Celebramos al final del tiempo de Pascua la solemnidad de Pentecostés. Este año lo hacemos en el contexto del año jubilar, en el que escuchamos una fuerte interpelación a cultivar la virtud teologal de la esperanza, que, como nos dice san Pablo, encuentra su fundamento en el amor de Dios que se nos ha dado a través del Espíritu Santo. También este día la Iglesia celebra el día de los laicos, hombres y mujeres, auténticos discípulos misioneros que viven con intensidad y compromiso generoso un apostolado, que tiene su raíz en el bautismo y que se convierten, en muchas ocasiones, en signos de esperanza para la Iglesia y la sociedad.
El Congreso nacional de Vocaciones, que celebramos recientemente (7-9 de febrero) en Madrid, como expresión de la comunión eclesial, ha sido también un signo de esperanza para nuestra Iglesia que anhela seguir haciendo camino, subrayando la diversidad de vocaciones para la misión evangelizadora. La vocación de la Iglesia es la misión, el anuncio explícito de Jesucristo con palabras y con obras. Así, en la ponencia final del Congreso de Vocaciones se destacaba el nexo profundo que existe entre misión y vocación, de tal manera que se afirmaba que se pueden considerar como palabras intercambiables. «Por eso podemos decir que una Iglesia misionera es una Iglesia vocacional y que una Iglesia vocacional es una Iglesia misionera» (ponencia final del Congreso de Vocaciones, 7).
El Sínodo nos recordaba de un modo concluyente, siguiendo el Magisterio de Francisco, no solo que la Iglesia tiene una misión, sino que, en sí misma, es misión: porque si el anuncio del Evangelio no es el centro de la vida de la Iglesia, entonces corre el peligro de convertirse en una Iglesia autorreferencial, que se mira solo a ella misma. Por eso, la Iglesia, especialmente en este año jubilar, si quiere ser signo de esperanza en el mundo, tiene que perder el miedo a salir a la intemperie y moverse por las periferias existenciales en muchas ocasiones tan cercanas a nosotros, donde quizás hay vientos y borrascas pero sabiendo que contamos con el ancla segura, que es Jesucristo.

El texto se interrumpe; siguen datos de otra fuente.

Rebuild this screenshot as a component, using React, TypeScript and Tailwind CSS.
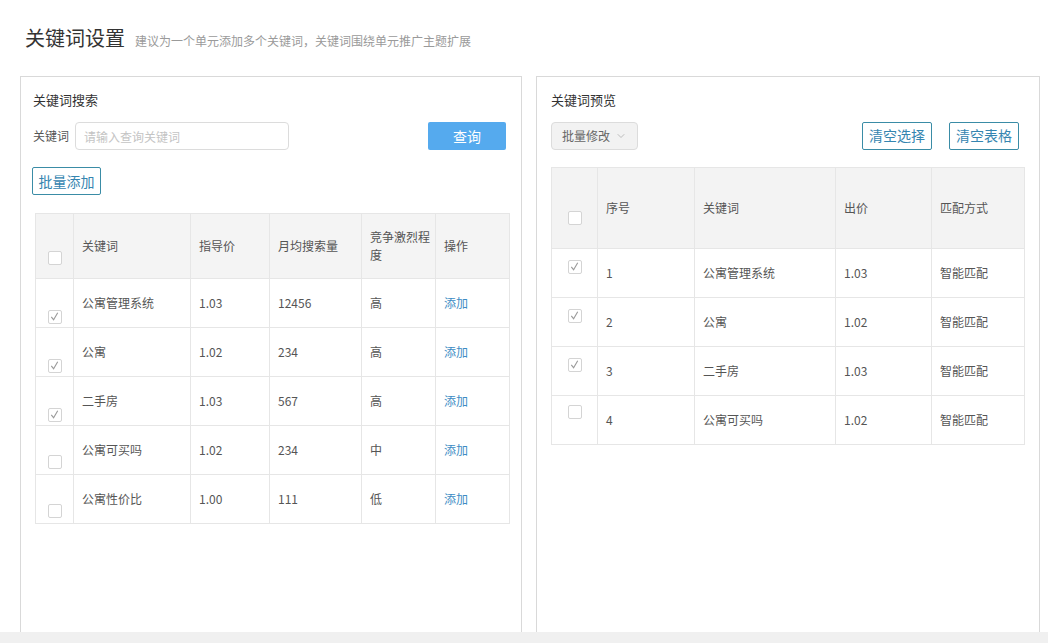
import { ChevronDown } from 'lucide-react';

interface SearchRow {
  keyword: string;
  price: string;
  volume: string;
  level: string;
  checked: boolean;
}

interface PreviewRow {
  index: number;
  keyword: string;
  bid: string;
  match: string;
  checked: boolean;
}

const searchRows: SearchRow[] = [
  { keyword: '公寓管理系统', price: '1.03', volume: '12456', level: '高', checked: true },
  { keyword: '公寓', price: '1.02', volume: '234', level: '高', checked: true },
  { keyword: '二手房', price: '1.03', volume: '567', level: '高', checked: true },
  { keyword: '公寓可买吗', price: '1.02', volume: '234', level: '中', checked: false },
  { keyword: '公寓性价比', price: '1.00', volume: '111', level: '低', checked: false },
];

const previewRows: PreviewRow[] = [
  { index: 1, keyword: '公寓管理系统', bid: '1.03', match: '智能匹配', checked: true },
  { index: 2, keyword: '公寓', bid: '1.02', match: '智能匹配', checked: true },
  { index: 3, keyword: '二手房', bid: '1.03', match: '智能匹配', checked: true },
  { index: 4, keyword: '公寓可买吗', bid: '1.02', match: '智能匹配', checked: false },
];

function Checkbox({ checked }: { checked: boolean }) {
  return (
    <span className="inline-flex h-[14px] w-[14px] items-center justify-center rounded-[2px] border border-[#d4d4d4] bg-white">
      {checked ? (
        <svg viewBox="0 0 12 12" className="h-[11px] w-[11px]" fill="none">
          <path d="M2.5 6.5 L5 9.5 L9.5 2" stroke="#9a9a9a" strokeWidth="1.2" />
        </svg>
      ) : null}
    </span>
  );
}

const cell = 'border border-[#e6e6e6] pl-2 text-left font-normal';

function SearchPanel() {
  return (
    <section className="flex h-full w-[502px] flex-col border-x border-t border-[#d9d9d9] bg-white">
      <h2 className="mt-[14px] pl-3 text-[13px] leading-[18px] text-[#333]">关键词搜索</h2>

      <div className="mt-[13px] flex items-center pl-3 pr-[15px]">
        <span className="text-[12px] text-[#555]">关键词</span>
        <input
          type="text"
          placeholder="请输入查询关键词"
          className="ml-[6px] h-[28px] w-[214px] rounded-[4px] border border-[#dcdcdc] px-2 text-[12px] text-[#333] outline-none placeholder:text-[#c4c4c4]"
        />
        <button
          type="button"
          className="ml-auto h-[28px] w-[78px] rounded-[2px] bg-[#55aaee] text-[14px] text-white"
        >
          查询
        </button>
      </div>

      <div className="mt-[17px] pl-[11px]">
        <button
          type="button"
          className="h-[28px] w-[69px] rounded-[2px] border border-[#3a8ca6] text-[14px] text-[#3585b0]"
        >
          批量添加
        </button>
      </div>

      <div className="mt-[18px] pl-[14px]">
        <table className="w-[474px] table-fixed border-collapse text-[12px] text-[#555]">
          <colgroup>
            <col className="w-[38px]" />
            <col className="w-[117px]" />
            <col className="w-[79px]" />
            <col className="w-[92px]" />
            <col className="w-[74px]" />
            <col className="w-[74px]" />
          </colgroup>
          <thead>
            <tr className="h-[65px] bg-[#f4f4f4]">
              <th className="border border-[#e6e6e6] pb-[9px] text-center align-bottom">
                <Checkbox checked={false} />
              </th>
              <th className={cell}>关键词</th>
              <th className={cell}>指导价</th>
              <th className={cell}>月均搜索量</th>
              <th className={`${cell} pr-1 leading-[18px]`}>竞争激烈程度</th>
              <th className={cell}>操作</th>
            </tr>
          </thead>
          <tbody>
            {searchRows.map((row) => (
              <tr key={row.keyword} className="h-[49px]">
                <td className="border border-[#e6e6e6] pb-[1px] text-center align-bottom">
                  <Checkbox checked={row.checked} />
                </td>
                <td className={cell}>{row.keyword}</td>
                <td className={cell}>{row.price}</td>
                <td className={cell}>{row.volume}</td>
                <td className={cell}>{row.level}</td>
                <td className={`${cell} text-[#3d8cc4]`}>添加</td>
              </tr>
            ))}
          </tbody>
        </table>
      </div>
    </section>
  );
}

function PreviewPanel() {
  return (
    <section className="flex h-full w-[504px] flex-col border-x border-t border-[#d9d9d9] bg-white">
      <h2 className="mt-[14px] pl-[14px] text-[13px] leading-[18px] text-[#333]">关键词预览</h2>

      <div className="mt-[12px] flex items-center pl-[14px] pr-[20px]">
        <button
          type="button"
          className="mt-[1px] flex h-[28px] w-[87px] items-center justify-center gap-[5px] rounded-[4px] border border-[#dcdcdc] bg-[#f2f2f2] text-[12px] text-[#666]"
        >
          批量修改
          <ChevronDown className="h-3 w-3 text-[#aaa]" strokeWidth={1.5} />
        </button>
        <button
          type="button"
          className="ml-auto h-[28px] w-[70px] rounded-[2px] border border-[#3a8ca6] text-[14px] text-[#3585b0]"
        >
          清空选择
        </button>
        <button
          type="button"
          className="ml-[17px] h-[28px] w-[70px] rounded-[2px] border border-[#3a8ca6] text-[14px] text-[#3585b0]"
        >
          清空表格
        </button>
      </div>

      <div className="mt-[17px] pl-[14px]">
        <table className="w-[473px] table-fixed border-collapse text-[12px] text-[#555]">
          <colgroup>
            <col className="w-[46px]" />
            <col className="w-[97px]" />
            <col className="w-[141px]" />
            <col className="w-[96px]" />
            <col className="w-[93px]" />
          </colgroup>
          <thead>
            <tr className="h-[81px] bg-[#f3f3f3]">
              <th className="border border-[#e6e6e6] pb-[19px] text-center align-bottom">
                <Checkbox checked={false} />
              </th>
              <th className={cell}>序号</th>
              <th className={cell}>关键词</th>
              <th className={cell}>出价</th>
              <th className={cell}>匹配方式</th>
            </tr>
          </thead>
          <tbody>
            {previewRows.map((row) => (
              <tr key={row.index} className="h-[49px]">
                <td className="border border-[#e6e6e6] pt-[9px] text-center align-top">
                  <Checkbox checked={row.checked} />
                </td>
                <td className={cell}>{row.index}</td>
                <td className={cell}>{row.keyword}</td>
                <td className={cell}>{row.bid}</td>
                <td className={cell}>{row.match}</td>
              </tr>
            ))}
          </tbody>
        </table>
      </div>
    </section>
  );
}

export default function App() {
  return (
    <div
      className="flex h-[643px] w-[1048px] flex-col overflow-hidden bg-white"
      style={{ fontFamily: '"Noto Sans CJK SC", "Noto Sans", sans-serif' }}
    >
      <header className="flex items-baseline pl-[25px] pt-[25px]">
        <h1 className="text-[20px] leading-[26px] text-[#333]">关键词设置</h1>
        <p className="ml-[10px] text-[12px] text-[#9a9a9a]">建议为一个单元添加多个关键词，关键词围绕单元推广主题扩展</p>
      </header>

      <main className="mt-[25px] flex min-h-0 flex-1 gap-[14px] pl-5">
        <SearchPanel />
        <PreviewPanel />
      </main>

      <footer className="h-[11px] bg-[#f0f0f0]" />
    </div>
  );
}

Esta dimensión evangelizadora y misionera le corresponde a toda la Iglesia pero, de «un modo propio y peculiar» (Lumen Gentium 31), a los laicos, que están más en contacto con el mundo, en los ambientes. La primera tarea de los laicos, hombres y mujeres, es impregnar y transformar las realidades temporales con el espíritu del Evangelio. Los laicos, en virtud de su vocación, están llamados a entregar el amor de Dios que ha sido derramado en cada uno de nosotros por el Espíritu Santo, como caridad política, estando presentes en la vida pública, siendo testigos de la esperanza cristiana con valentía y ardor misionero.
Gracias a nuestra delegación de Apostolado Seglar de la diócesis, a todos los laicos asociados de un modo u otro que trabajáis con tanto empeño, alegría y eficacia en esta diócesis y gracias a la Acción Católica, que también en Pentecostés celebra su día.
Que la Virgen María, Reina de los Apóstoles y Madre de la Esperanza, nos ayude a seguir esperando en Cristo, siendo “misioneros enamorados, que se dejan cautivar todavía por Cristo y que inevitablemente transmiten ese amor que les ha cambiado la vida” (Francisco, Encíclica Dilexit nos, 209).